• _Given request_
Retype exactly the lines from the first one through the line with "let open = true;", including both ends; skip any pictures.

• _Information provided_
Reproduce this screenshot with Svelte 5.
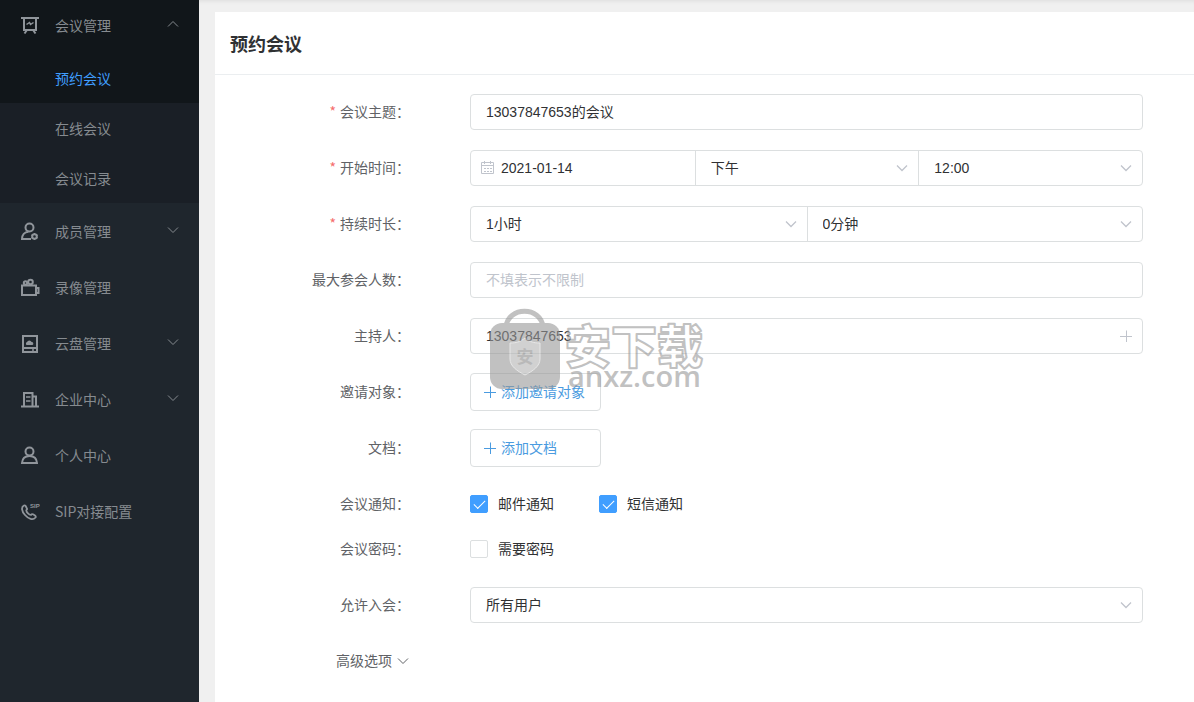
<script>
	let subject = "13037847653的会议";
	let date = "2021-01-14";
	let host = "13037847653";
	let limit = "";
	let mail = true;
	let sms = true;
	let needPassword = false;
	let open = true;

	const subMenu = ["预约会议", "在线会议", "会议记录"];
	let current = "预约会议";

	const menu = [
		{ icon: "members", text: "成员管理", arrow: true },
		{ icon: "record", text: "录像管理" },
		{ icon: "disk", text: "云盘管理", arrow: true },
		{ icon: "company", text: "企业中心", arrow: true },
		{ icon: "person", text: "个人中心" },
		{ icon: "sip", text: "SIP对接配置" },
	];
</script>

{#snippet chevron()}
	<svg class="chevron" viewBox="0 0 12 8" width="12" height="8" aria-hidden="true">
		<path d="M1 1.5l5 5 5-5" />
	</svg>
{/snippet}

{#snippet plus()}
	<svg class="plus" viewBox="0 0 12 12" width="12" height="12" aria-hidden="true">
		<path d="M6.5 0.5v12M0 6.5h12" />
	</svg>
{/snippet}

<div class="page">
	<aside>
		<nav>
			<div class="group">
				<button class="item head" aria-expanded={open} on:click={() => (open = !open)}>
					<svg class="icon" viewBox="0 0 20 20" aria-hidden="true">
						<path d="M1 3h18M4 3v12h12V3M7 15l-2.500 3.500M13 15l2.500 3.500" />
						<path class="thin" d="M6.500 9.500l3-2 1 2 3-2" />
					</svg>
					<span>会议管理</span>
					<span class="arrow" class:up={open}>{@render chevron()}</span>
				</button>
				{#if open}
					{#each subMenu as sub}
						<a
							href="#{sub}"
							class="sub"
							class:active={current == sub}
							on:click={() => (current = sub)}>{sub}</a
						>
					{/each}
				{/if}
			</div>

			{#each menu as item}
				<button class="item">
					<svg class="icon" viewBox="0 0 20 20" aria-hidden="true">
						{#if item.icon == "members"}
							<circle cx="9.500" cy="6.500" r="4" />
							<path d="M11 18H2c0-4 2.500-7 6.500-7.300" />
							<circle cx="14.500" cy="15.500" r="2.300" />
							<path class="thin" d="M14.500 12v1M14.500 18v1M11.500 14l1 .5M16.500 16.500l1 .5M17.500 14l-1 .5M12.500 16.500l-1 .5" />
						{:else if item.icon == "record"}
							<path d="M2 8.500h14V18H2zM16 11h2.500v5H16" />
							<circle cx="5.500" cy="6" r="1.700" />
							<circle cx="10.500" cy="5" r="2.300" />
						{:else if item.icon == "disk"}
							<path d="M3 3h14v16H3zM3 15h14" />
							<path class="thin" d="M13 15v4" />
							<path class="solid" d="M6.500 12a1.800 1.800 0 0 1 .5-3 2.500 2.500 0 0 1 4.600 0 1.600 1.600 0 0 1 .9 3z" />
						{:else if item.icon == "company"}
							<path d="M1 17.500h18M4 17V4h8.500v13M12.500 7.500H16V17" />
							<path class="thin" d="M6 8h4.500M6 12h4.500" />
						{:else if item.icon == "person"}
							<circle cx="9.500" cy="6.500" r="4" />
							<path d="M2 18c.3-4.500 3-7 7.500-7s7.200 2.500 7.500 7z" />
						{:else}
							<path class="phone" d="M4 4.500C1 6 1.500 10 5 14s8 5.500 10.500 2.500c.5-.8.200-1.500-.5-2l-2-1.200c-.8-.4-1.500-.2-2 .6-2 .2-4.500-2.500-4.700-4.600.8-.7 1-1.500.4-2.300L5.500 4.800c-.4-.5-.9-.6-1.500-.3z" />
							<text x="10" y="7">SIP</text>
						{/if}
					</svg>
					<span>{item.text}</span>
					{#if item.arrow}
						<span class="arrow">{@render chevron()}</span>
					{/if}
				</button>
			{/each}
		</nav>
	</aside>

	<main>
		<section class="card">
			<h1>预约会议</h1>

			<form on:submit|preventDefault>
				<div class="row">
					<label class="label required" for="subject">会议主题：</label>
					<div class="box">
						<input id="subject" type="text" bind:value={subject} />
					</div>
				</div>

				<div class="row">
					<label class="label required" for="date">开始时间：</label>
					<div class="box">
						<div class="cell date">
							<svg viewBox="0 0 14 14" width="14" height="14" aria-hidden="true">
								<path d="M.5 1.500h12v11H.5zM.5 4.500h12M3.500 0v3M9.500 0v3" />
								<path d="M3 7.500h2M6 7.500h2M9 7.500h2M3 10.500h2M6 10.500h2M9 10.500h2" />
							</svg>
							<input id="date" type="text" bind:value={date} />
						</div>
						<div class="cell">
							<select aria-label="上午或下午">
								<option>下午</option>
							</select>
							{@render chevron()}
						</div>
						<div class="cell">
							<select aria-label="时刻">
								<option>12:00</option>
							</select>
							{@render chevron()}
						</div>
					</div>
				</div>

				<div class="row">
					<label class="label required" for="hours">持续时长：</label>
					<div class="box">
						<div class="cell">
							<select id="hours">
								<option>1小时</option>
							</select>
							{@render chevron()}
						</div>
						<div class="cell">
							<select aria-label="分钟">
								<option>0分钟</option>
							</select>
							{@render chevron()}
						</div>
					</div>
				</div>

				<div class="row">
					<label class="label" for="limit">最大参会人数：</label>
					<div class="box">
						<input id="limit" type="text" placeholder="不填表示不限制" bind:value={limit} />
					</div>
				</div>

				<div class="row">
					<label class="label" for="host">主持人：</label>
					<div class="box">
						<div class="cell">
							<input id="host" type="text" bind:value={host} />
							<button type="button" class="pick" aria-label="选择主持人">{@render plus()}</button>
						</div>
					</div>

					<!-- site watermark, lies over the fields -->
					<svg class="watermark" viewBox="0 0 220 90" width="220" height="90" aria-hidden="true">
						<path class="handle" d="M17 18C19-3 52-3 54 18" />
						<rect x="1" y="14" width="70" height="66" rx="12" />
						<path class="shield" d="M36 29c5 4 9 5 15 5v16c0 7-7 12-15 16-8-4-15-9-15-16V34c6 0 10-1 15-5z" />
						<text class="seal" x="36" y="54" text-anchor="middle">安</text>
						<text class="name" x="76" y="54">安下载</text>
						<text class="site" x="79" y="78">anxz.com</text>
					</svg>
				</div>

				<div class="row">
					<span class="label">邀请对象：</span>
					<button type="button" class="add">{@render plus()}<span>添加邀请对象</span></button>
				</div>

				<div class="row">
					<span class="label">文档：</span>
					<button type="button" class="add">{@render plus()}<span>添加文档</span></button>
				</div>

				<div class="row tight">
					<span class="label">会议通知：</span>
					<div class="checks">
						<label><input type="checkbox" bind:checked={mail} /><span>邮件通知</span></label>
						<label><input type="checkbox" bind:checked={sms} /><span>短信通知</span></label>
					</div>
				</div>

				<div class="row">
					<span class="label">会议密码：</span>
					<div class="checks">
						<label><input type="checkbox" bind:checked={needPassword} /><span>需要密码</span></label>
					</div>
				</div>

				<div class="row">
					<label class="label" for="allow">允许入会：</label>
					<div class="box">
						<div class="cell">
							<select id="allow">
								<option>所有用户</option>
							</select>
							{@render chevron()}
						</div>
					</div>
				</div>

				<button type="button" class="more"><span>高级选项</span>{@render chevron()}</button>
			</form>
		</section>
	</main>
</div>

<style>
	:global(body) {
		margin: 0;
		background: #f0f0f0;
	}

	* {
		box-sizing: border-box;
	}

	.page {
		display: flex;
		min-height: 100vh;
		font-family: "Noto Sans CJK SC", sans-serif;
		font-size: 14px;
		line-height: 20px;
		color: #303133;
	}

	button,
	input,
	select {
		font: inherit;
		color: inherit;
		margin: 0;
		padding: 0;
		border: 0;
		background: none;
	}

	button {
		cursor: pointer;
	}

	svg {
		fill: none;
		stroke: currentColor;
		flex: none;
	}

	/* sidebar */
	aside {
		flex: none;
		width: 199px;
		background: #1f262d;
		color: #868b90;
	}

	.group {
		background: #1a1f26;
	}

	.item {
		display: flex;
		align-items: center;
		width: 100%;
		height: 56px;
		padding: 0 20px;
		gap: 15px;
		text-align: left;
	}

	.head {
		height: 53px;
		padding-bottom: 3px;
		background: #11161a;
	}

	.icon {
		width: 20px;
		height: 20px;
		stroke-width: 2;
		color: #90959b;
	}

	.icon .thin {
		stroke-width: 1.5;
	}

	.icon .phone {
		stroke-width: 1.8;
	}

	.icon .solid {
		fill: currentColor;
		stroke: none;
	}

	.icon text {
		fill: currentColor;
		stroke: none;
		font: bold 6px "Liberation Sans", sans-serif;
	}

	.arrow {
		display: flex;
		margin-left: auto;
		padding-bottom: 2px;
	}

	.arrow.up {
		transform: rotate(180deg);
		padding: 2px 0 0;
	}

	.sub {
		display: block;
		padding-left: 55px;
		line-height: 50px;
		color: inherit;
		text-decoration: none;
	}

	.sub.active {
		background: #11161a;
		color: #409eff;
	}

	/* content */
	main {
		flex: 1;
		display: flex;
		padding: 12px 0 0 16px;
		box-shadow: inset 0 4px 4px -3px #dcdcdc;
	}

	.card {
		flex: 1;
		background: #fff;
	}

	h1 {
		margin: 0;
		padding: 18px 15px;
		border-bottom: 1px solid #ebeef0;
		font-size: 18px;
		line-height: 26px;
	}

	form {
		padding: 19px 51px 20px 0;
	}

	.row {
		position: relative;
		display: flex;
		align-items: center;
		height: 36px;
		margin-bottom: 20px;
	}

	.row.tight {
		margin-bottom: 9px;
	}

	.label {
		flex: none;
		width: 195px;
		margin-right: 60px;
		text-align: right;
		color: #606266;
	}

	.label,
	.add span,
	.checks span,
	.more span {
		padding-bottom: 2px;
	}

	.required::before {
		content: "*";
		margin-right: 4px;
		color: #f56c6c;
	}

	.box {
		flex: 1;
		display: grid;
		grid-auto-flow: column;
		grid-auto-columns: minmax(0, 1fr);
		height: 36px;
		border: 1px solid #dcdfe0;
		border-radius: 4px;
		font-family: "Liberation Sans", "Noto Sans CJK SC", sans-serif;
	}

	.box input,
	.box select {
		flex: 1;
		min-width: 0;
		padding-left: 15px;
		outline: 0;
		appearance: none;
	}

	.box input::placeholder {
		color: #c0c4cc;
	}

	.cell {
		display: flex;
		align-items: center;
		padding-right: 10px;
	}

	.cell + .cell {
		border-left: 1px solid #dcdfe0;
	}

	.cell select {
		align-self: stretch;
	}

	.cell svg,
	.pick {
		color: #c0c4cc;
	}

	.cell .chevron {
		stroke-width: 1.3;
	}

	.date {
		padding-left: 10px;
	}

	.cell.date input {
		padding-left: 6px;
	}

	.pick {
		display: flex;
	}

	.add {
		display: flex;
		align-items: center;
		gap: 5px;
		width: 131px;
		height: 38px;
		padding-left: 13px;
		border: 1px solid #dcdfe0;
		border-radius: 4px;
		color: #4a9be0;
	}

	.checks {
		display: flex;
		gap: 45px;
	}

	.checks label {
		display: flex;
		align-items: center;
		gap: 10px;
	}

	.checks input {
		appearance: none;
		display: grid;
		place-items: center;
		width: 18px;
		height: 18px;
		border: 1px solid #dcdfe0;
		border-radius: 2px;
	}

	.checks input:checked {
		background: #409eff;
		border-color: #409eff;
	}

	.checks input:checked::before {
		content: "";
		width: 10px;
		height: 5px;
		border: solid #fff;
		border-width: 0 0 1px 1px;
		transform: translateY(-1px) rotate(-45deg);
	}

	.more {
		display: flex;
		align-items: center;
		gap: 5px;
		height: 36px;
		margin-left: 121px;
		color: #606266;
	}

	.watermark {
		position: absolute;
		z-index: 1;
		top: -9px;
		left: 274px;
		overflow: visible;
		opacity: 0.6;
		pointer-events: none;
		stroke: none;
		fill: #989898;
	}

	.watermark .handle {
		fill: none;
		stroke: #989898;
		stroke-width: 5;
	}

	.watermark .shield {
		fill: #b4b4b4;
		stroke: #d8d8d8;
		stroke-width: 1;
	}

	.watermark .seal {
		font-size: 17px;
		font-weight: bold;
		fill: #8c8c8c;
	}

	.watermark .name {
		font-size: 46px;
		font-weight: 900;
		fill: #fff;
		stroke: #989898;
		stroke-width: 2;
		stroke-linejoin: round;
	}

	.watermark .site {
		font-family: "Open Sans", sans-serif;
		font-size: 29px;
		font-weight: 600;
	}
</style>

• _Task solution_
Reproduce this screenshot with Svelte 5.
<script>
	let subject = "13037847653的会议";
	let date = "2021-01-14";
	let host = "13037847653";
	let limit = "";
	let mail = true;
	let sms = true;
	let needPassword = false;
	let open = true;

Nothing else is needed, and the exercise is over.